なぜ法隆寺五重塔は、これほど長い時間継承されてきたのでしょうか。東京スカイツリーの耐震構造にも応用されているという五重塔の心柱構造もさることながら、木自体の耐久性も大きな要因と考えられます。 木の風化速度は1年に約0.03mm。100年間風雨にさらされても、3mm程度劣化するだけで長期間にわたって当初の太さを保ちます。ちなみに鉄の劣化速度は年0.05mm。一般的に使用されている2.3mm厚の鉄骨が両端から錆びた場合、20年程度で朽ちてしまう計算になります。
●木材は鉄骨より火に強い
木材と鉄骨どちらが火に強いか? こう聞かれると多くの人が「鉄骨」と回答するかもしれません。しかし、海外の研究機関が公表したデータを見ると、実は木の方が鉄より火に強いことが分かります。 この事実は、鉄骨と木材それぞれを炎であぶる実験で判明しました。まず鉄は、過熱から5分後、約550度に達すると急速に強度を落とし始め、約10分後には約2割までに落ち込みました。
対して木は、約550度では強度にほとんど変化はなく、約10分後、約700度に達しても約8割の強度を維持。15分後でも約6割の強度を保ちました。強度が保たれる時間が長くなるほど、火災発生時の避難時間が確保しやすくなるはずです。
木が鉄骨より火に強い秘密は「木の炭化」にあります。ある程度の太さがあれば、木は燃えて炭化します。表面を覆った炭化層が断熱材の役割を果たし、燃焼が食い止めやすくなるというわけです。
地球温暖化ストップに効果あり!木は地球にやさしい天然資源
木造住宅を建てるためには、当然のことながら、山や森林の樹木を伐採する必要があります。何だか地球にやさしくなさそうな…というのはステレオタイプな見方かもしれません。住宅用建材の3本柱である、鉄、コンクリ―ト、木材のうち、断然エコなのは木材なのです。●製造時のCO2排出量が少ない
木造、鉄骨造、鉄筋コンクリート造それぞれの建材製造工程でのCO2排出量を比較すると、下の図表のとおり、木造は圧倒的に少ないことが分かります。 鉄骨、鉄筋を製造するには、超高温の電気炉で溶解、成形するのですが、この工程で膨大なCO2を排出するのです。
対して木は、山や森林の樹木を伐採し、成形するのみ。
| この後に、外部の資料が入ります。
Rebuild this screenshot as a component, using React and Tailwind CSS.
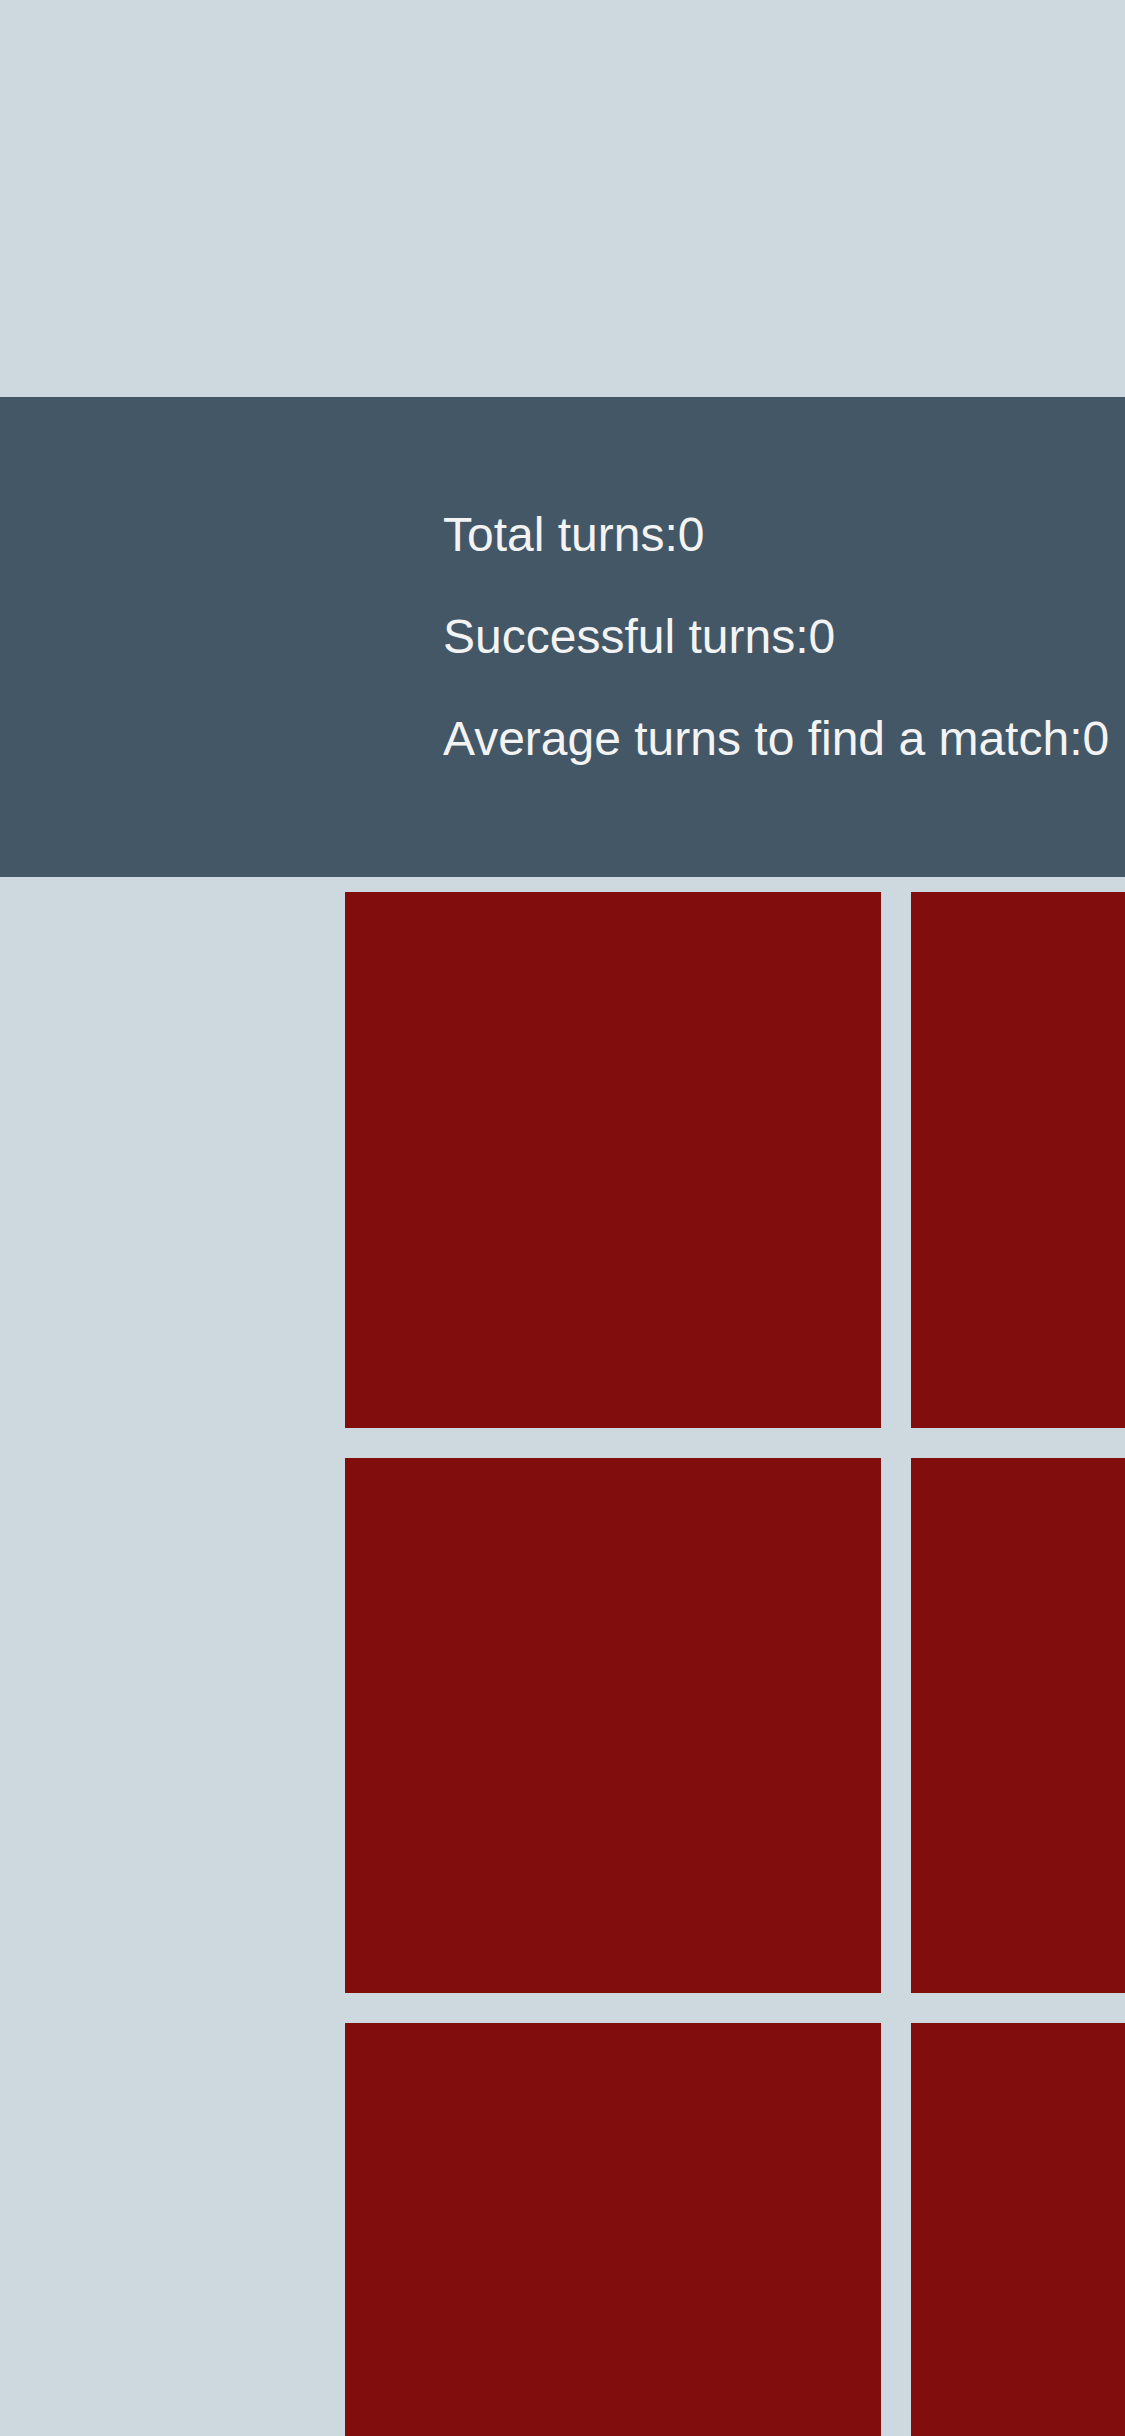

しかも木は伐採される前に吸収したCO2を炭素にして自らの内部に固定し、木材として住宅などに使われた後も空気中に放出しません。さらに、木を伐採した後にもう一度植林を行うことで、若い木の成長過程でまた多くのCO2を吸収・固定することができます。 ちなみに一般的な木造住宅(136平方メートル)に使われている木材が固定している炭素量は約6t。これは約900平方メートル、つまりテニスコートおよそ3.5面分の森が固定する炭素量に匹敵します。杉の木に換算するとおよそ1570本に相当し、木造住宅を建てること、木材製品を使うことは都市に森をつくることと同じである、とも言われています。
●再生可能な天然資源・木の使用は防災、国土保全の意義も
日本の森林の大半は、木材生産を目的に植林された人工林が占めています。しかし、外国産の比較的安価な木材の輸入量が増えたことで、国産材の利用が減り、放置されている人工林は年々増加しています。 放置された人工林はどうなるのでしょうか。特に問題なのが、木々が密集し、林床に光が届きづらくなるため下草が育ちにくくなることです。本来、豊かな森には下草が豊富に生え、雨水をゆっくりと土中に浸透させています。この働きが鉄砲水や土砂崩れを防いでいるのです。
しかし、下草がうまく育たなければ雨水は一気に山の斜面を滑り下り、麓に大きな被害をもたらすことも考えられます。
これを防ぐ有効な手段なのが「適切に人工林を活用すること」。木は、苗木を植え、育て、成木を伐採して活用し、再び苗木を植えるというサイクルによって、繰り返し利用できる再生可能な天然資源です。木造住宅や木質製品をつくるため、計画的に人工林を使うことはCO2排出量を減らすのはもちろん、日本の森を守り、ひいては防災、国土保全にも大きく貢献するのです。 木が備える真の実力や、活用することの意義をお分かりいただけたでしょうか。ちなみに2024年度からは、1人1000円の『森林環境税(仮称)』が徴収され、森林資源の活用、林業の人材育成、木材利用促進などの財源に充てられることが決定済み。今後“国策”として加速していく建築物の木造、木質化に伴って木の効能が再評価され、木造住宅の価値が向上することも期待できそうです。